Fidel Castro resigns as Cuban president

From Wikinews, the free news source you can write!
Jump to navigation Jump to search

Tuesday, February 19, 2008 File:Fidel Castro 102006.jpg

Fidel Castro in October 2006.
(Image missing from Commons: image; log)

Fidel Castro, the Cuban president who seized power in a 1959 revolution, has stated in a quote in Cuba's state-run newspaper Granma that when the National Assembly of Cuba meets on February 24 he "will not aspire to or accept... the positions of President of Council of State and Commander in Chief."

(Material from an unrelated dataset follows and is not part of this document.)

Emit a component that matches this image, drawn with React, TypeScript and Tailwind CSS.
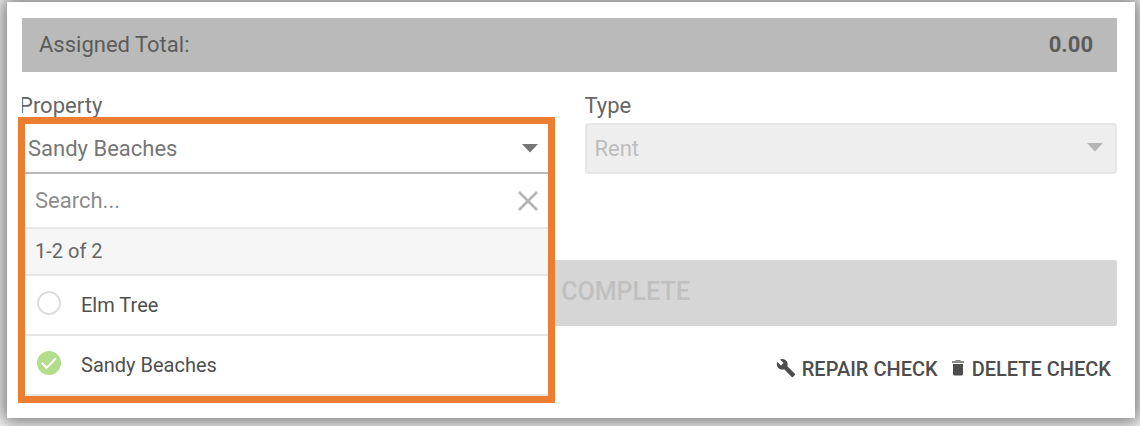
import { useState } from "react";

const properties = ["Elm Tree", "Sandy Beaches"];

function Caret({ className }: { className: string }) {
  return (
    <svg viewBox="0 0 16 9" className={className} aria-hidden="true">
      <path d="M0 0h16L8 8.5z" fill="currentColor" />
    </svg>
  );
}

function PropertyOption({
  name,
  checked,
  onSelect,
}: {
  name: string;
  checked: boolean;
  onSelect: () => void;
}) {
  return (
    <label className="flex h-15 items-center gap-5 border-t-2 border-[#e6e6e6] pl-3 text-xl text-[#4f4f4f]">
      <span className="mb-1 grid size-6 place-items-center">
        <input
          type="radio"
          name="property"
          checked={checked}
          onChange={onSelect}
          className="col-start-1 row-start-1 size-6 appearance-none rounded-full border-2 border-[#dedede] bg-white checked:border-[#b3dd8c] checked:bg-[#b3dd8c]"
        />
        {checked && (
          <svg
            viewBox="0 0 24 24"
            className="pointer-events-none col-start-1 row-start-1 size-6"
            fill="none"
            stroke="white"
            strokeWidth="2"
            aria-hidden="true"
          >
            <path d="M4.8 12l4.8 4.8L19 7.2" />
          </svg>
        )}
      </span>
      {name}
    </label>
  );
}

export default function App() {
  const [selected, setSelected] = useState("Sandy Beaches");
  const [search, setSearch] = useState("");

  return (
    <div className="overflow-hidden bg-white pt-0.5 pr-[5px] pb-2 pl-[7px] font-[Roboto,sans-serif] text-[#666666]">
      <main className="bg-white pt-4 pr-[18px] pb-[35px] pl-[15px] shadow-[0_0_18px_5px_rgba(0,0,0,0.55)]">
        <div className="flex h-[54px] items-center justify-between bg-[#bababa] pr-6 pb-0.5 pl-[17px] text-[22px] text-[#5c5c5c]">
          <span>Assigned Total:</span>
          <span className="font-bold">0.00</span>
        </div>

        <div className="mt-5 grid grid-cols-2 gap-[30px]">
          <div>
            <label
              htmlFor="property"
              className="block overflow-hidden pb-1 -indent-[3px] text-[22px] leading-[27px]"
            >
              Property
            </label>
            <div className="relative h-[51px]">
              <div className="absolute -top-1.5 right-0 -left-1 z-10 border-[7px] border-[#ed7d31] bg-white">
                <button
                  id="property"
                  type="button"
                  aria-haspopup="true"
                  aria-expanded="true"
                  className="flex h-[50px] w-full items-center justify-between border-b-2 border-[#b9b9b9] pl-[3px] pr-2.5 text-[22px] text-[#777777]"
                >
                  {selected}
                  <Caret className="h-[9px] w-4 text-[#777777]" />
                </button>
                <div className="flex h-[53px] items-center pr-2.5 pl-2.5">
                  <input
                    type="text"
                    aria-label="Search"
                    placeholder="Search..."
                    value={search}
                    onChange={(e) => setSearch(e.target.value)}
                    className="min-w-0 flex-1 text-[22px] outline-none placeholder:text-[#8c8c8c]"
                  />
                  <button type="button" aria-label="Clear search" onClick={() => setSearch("")}>
                    <svg
                      viewBox="0 0 20 20"
                      className="size-5 text-[#b5b5b5]"
                      stroke="currentColor"
                      strokeWidth="2.6"
                      aria-hidden="true"
                    >
                      <path d="M1 1l18 18M19 1L1 19" />
                    </svg>
                  </button>
                </div>
                <div className="flex h-[47px] items-center border-t-2 border-[#e8e8e8] bg-[#f6f6f6] pb-0.5 pl-2.5 text-xl text-[#666666]">
                  1-2 of 2
                </div>
                <div className="border-b-2 border-[#e6e6e6]">
                  {properties.map((name) => (
                    <PropertyOption
                      key={name}
                      name={name}
                      checked={name === selected}
                      onSelect={() => setSelected(name)}
                    />
                  ))}
                </div>
              </div>
            </div>
          </div>

          <div>
            <label htmlFor="type" className="block pb-1 text-[22px] leading-[27px]">
              Type
            </label>
            <div className="relative">
              <select
                id="type"
                disabled
                className="h-[51px] w-full appearance-none rounded border-2 border-[#e6e6e6] bg-[#eeeeee] pl-2 text-[22px] text-[#bdbdbd] opacity-100"
              >
                <option>Rent</option>
              </select>
              <Caret className="pointer-events-none absolute top-5 right-3.5 h-[9px] w-4 text-[#b5b5b5]" />
            </div>
          </div>
        </div>

        <button
          type="button"
          disabled
          className="mt-[86px] flex h-[66px] w-full items-center justify-center rounded-xs bg-[#d6d6d6] pb-0.5 pl-28 text-[25px] font-medium text-[#c0c0c0]"
        >
          COMPLETE
        </button>

        <div className="mt-[29px] flex justify-end gap-3.5 pr-1.5 text-xl leading-7 font-medium text-[#4d4d4d]">
          <button type="button" className="flex items-center gap-1.5">
            <svg viewBox="0 0 24 24" className="mb-0.5 size-5" fill="currentColor" aria-hidden="true">
              <path d="M22.7 19l-9.1-9.1c.9-2.3.4-5-1.5-6.9-2-2-5-2.4-7.4-1.3L9 6 6 9 1.6 4.7C.4 7.1.9 10.1 2.9 12.1c1.9 1.9 4.6 2.4 6.9 1.5l9.1 9.1c.4.4 1 .4 1.4 0l2.3-2.3c.5-.4.5-1.1.1-1.4z" />
            </svg>
            REPAIR CHECK
          </button>
          <button type="button" className="flex items-center gap-2">
            <svg viewBox="0 0 12 16" className="mb-0.5 h-4 w-3" aria-hidden="true">
              <path d="M0 1H3L4 0H8L9 1H12V3H0Z" fill="#8a8a8a" />
              <path d="M1 4H11V14Q11 15.500 9.500 15.500H2.500Q1 15.500 1 14Z" fill="currentColor" />
            </svg>
            DELETE CHECK
          </button>
        </div>
      </main>
    </div>
  );
}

81-year-old Castro handed over control to his 76-year-old brother Raúl when he underwent surgery in July 2006. "It would betray my conscience to take up a responsibility that requires mobility and total devotion, that I am not in a physical condition to offer," Castro explained.

United States President George W. Bush said, "I believe that the change from Fidel Castro ought to begin a period of democratic transition." Although, John Negroponte, Deputy Secretary of State, said that this does not mean that the 1962 trade embargo will be lifted "any time soon."

European Union said that it hopes to improve relations with Cuba, which were almost at a standstill under Castro. Spokesperson John Clancy said the EU is willing to engage with Cuba in constructive dialogue to foster a peaceful transition to pluralistic democracy in Cuba.

China said it will maintain its current cooperation with Cuba and termed Fidel Castro an old friend. A spokesperson for the foreign ministry of Vietnam similarly praised Castro as a great friend and comrade.

BBC reports that Raúl Castro is seen by analysts as the likely choice as successor by the National Assembly, though some see 56-year-old Carlos Lage Dávila as potential candidate. Lage is currently Vice-President and Executive Secretary of the Council of Ministers.

The decision is scheduled for February 24, 2008.